[begin PROVIDED DATA]
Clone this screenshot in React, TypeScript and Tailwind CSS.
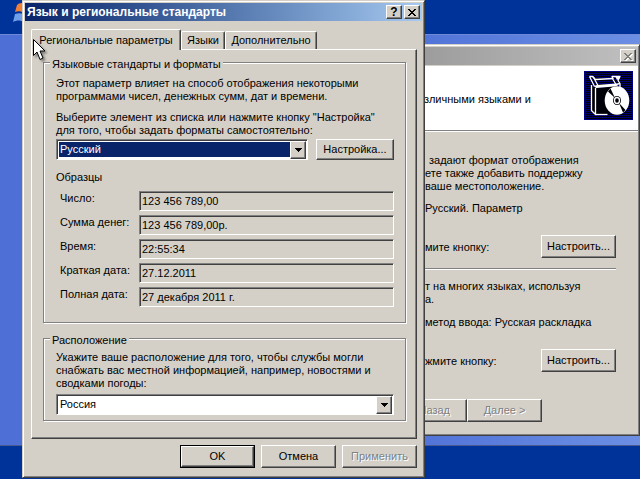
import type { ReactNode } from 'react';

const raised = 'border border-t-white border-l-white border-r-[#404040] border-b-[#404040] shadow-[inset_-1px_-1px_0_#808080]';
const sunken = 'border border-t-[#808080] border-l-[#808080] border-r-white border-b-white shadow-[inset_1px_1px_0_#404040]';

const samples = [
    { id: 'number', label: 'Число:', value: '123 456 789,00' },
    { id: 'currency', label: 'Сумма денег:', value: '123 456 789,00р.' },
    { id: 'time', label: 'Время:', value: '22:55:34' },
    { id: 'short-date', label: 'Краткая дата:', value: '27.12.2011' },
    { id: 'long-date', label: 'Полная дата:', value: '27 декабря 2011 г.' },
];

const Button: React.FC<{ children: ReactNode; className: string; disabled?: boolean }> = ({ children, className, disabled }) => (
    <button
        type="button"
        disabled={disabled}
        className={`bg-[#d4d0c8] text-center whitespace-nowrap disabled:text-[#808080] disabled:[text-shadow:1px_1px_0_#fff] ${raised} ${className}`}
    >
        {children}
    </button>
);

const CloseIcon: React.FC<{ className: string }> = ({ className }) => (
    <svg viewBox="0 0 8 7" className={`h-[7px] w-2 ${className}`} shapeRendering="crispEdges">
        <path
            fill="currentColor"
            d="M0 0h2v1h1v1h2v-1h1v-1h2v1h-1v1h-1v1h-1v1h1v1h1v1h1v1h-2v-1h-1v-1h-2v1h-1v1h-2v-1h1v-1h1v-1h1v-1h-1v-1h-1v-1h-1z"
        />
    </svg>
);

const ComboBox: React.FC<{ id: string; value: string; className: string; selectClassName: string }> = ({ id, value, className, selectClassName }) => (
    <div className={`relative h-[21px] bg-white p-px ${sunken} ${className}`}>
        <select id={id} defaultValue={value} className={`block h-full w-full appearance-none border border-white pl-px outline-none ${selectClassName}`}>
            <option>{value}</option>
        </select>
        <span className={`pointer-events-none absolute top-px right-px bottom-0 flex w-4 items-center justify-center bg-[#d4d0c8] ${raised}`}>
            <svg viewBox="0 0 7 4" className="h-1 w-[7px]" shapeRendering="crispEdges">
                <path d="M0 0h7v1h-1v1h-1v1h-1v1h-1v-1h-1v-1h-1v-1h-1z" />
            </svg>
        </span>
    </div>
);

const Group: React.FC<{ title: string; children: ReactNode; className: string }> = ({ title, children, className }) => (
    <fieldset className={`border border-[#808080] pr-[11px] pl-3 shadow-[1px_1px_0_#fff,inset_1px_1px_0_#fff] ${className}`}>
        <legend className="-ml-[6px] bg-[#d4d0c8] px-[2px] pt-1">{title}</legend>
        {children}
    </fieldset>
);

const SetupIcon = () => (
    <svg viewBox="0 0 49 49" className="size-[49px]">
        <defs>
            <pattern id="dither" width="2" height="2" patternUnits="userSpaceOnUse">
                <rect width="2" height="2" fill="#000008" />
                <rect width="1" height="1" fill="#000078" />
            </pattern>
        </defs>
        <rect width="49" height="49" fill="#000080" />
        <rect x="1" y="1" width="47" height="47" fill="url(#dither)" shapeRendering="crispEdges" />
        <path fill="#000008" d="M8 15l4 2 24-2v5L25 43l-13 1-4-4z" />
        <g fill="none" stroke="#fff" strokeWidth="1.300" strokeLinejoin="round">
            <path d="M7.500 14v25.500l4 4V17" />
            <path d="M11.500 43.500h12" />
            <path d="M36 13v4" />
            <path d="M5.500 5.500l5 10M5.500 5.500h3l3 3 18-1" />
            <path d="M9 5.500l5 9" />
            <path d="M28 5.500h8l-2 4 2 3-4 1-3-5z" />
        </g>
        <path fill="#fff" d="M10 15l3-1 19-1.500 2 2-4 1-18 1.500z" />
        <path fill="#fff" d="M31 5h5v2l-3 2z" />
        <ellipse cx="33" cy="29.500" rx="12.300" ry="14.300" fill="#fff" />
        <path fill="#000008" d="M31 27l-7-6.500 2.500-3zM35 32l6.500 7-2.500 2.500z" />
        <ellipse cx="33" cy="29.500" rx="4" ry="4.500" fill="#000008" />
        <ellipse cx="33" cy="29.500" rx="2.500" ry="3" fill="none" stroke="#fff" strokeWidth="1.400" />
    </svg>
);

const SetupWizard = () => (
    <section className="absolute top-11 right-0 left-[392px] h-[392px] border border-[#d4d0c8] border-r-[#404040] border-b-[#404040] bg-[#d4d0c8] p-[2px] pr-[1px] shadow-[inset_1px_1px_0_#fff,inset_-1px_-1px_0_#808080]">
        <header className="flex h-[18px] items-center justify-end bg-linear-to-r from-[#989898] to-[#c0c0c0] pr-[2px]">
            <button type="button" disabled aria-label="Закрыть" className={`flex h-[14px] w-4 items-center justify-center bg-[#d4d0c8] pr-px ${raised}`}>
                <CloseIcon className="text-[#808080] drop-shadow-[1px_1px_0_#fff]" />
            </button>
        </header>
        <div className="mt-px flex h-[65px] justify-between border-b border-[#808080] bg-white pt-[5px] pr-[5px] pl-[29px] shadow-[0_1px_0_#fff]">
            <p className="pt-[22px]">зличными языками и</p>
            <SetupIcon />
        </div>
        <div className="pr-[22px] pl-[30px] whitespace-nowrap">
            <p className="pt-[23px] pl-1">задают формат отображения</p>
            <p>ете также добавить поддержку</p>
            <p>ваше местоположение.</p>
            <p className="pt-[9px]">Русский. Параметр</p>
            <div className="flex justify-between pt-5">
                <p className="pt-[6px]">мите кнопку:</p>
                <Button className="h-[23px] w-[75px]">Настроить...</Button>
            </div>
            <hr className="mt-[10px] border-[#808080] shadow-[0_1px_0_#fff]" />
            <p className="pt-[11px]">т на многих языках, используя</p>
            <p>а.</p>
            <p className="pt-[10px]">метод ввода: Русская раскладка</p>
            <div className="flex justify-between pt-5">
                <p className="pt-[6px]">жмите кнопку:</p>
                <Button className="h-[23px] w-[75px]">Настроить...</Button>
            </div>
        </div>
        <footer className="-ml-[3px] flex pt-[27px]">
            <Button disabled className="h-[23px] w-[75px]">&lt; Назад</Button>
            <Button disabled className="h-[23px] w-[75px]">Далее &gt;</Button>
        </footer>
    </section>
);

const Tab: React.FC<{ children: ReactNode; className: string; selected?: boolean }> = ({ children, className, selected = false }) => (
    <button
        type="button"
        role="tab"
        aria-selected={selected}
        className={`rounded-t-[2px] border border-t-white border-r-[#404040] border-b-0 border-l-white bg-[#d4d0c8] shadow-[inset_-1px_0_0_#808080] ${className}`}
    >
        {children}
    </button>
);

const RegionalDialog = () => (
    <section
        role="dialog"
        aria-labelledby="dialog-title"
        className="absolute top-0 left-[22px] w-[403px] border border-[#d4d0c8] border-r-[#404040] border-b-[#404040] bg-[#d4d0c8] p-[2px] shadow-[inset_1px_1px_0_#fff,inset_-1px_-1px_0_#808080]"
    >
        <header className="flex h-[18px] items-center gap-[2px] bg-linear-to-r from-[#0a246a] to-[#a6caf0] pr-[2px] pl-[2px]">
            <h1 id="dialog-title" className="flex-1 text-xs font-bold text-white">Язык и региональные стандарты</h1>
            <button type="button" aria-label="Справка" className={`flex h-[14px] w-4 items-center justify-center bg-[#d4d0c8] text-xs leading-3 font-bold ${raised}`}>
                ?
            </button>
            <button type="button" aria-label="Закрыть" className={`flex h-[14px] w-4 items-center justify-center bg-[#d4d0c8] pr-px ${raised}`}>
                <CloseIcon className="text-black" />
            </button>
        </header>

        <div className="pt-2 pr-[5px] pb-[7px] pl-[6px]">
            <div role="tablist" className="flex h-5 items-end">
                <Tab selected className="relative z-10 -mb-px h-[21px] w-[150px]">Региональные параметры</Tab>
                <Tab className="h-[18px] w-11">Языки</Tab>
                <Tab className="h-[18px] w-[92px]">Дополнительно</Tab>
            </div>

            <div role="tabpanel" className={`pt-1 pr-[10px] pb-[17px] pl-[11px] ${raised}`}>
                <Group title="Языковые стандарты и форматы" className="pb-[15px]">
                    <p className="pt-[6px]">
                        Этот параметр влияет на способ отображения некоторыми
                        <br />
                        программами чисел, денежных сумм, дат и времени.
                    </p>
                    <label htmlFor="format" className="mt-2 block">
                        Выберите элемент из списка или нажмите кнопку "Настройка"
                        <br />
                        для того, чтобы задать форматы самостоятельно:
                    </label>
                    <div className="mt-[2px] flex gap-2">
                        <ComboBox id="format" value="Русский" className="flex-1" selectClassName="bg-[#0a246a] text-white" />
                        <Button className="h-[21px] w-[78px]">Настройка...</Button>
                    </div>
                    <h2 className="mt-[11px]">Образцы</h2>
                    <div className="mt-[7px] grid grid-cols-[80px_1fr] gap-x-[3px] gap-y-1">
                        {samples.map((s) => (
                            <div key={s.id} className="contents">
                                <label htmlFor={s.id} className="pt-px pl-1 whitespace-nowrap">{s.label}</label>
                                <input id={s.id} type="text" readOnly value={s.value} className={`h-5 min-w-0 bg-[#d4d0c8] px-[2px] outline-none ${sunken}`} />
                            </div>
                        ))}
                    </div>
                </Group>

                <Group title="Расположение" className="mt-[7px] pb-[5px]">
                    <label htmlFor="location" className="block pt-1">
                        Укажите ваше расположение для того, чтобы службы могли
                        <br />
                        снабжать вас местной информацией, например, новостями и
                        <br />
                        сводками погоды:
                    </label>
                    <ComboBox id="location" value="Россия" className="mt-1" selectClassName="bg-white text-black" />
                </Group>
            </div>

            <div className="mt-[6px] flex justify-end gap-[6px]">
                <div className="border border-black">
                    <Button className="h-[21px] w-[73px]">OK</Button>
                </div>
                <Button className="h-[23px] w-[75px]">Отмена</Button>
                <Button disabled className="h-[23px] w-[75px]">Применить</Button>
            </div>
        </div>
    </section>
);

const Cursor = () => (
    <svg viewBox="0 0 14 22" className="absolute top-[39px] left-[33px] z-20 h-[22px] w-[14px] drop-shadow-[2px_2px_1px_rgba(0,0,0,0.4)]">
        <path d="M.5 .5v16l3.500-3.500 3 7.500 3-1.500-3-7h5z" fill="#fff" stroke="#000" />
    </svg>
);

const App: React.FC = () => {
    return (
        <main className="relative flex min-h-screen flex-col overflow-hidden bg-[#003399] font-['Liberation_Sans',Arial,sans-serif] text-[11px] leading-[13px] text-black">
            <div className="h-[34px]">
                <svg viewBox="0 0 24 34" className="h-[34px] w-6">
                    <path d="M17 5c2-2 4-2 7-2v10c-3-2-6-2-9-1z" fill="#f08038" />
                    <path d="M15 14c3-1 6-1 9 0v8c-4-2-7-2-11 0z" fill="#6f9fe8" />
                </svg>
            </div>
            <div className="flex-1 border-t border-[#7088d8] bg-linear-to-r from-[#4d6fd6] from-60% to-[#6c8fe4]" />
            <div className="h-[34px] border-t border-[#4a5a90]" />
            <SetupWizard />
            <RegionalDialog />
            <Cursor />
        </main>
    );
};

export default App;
[end PROVIDED DATA]
[begin PROVIDED DATA]
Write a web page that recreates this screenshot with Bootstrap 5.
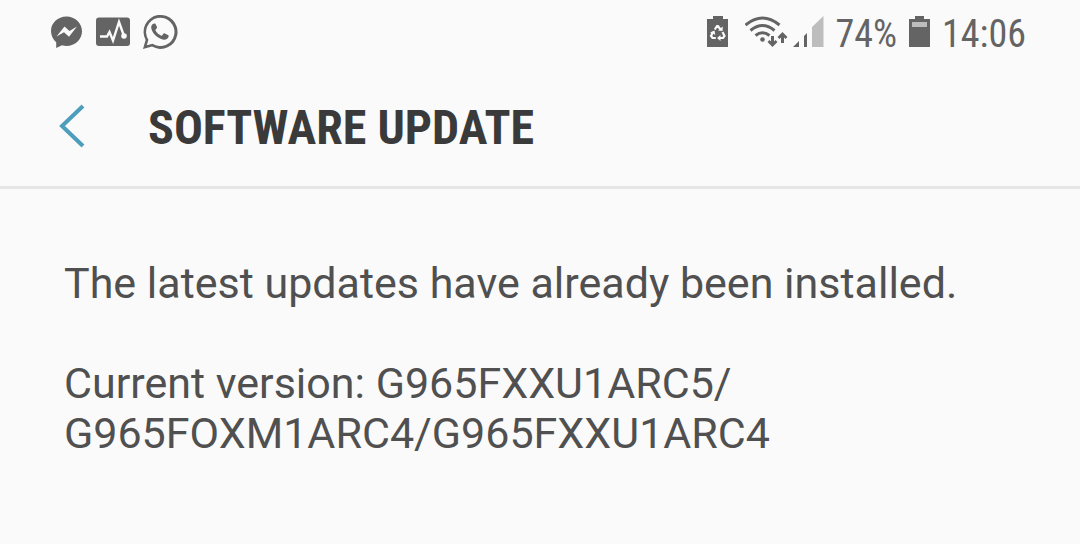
[end PROVIDED DATA]
- **SET TASK**: Without any pictures, set down the lines from the one holding "Clone this screenshot" through the one holding "const sunken = 'border".

- **EXERCISE ANSWER**:
Clone this screenshot in React, TypeScript and Tailwind CSS.
import type { ReactNode } from 'react';

const raised = 'border border-t-white border-l-white border-r-[#404040] border-b-[#404040] shadow-[inset_-1px_-1px_0_#808080]';
const sunken = 'border border-t-[#808080] border-l-[#808080] border-r-white border-b-white shadow-[inset_1px_1px_0_#404040]';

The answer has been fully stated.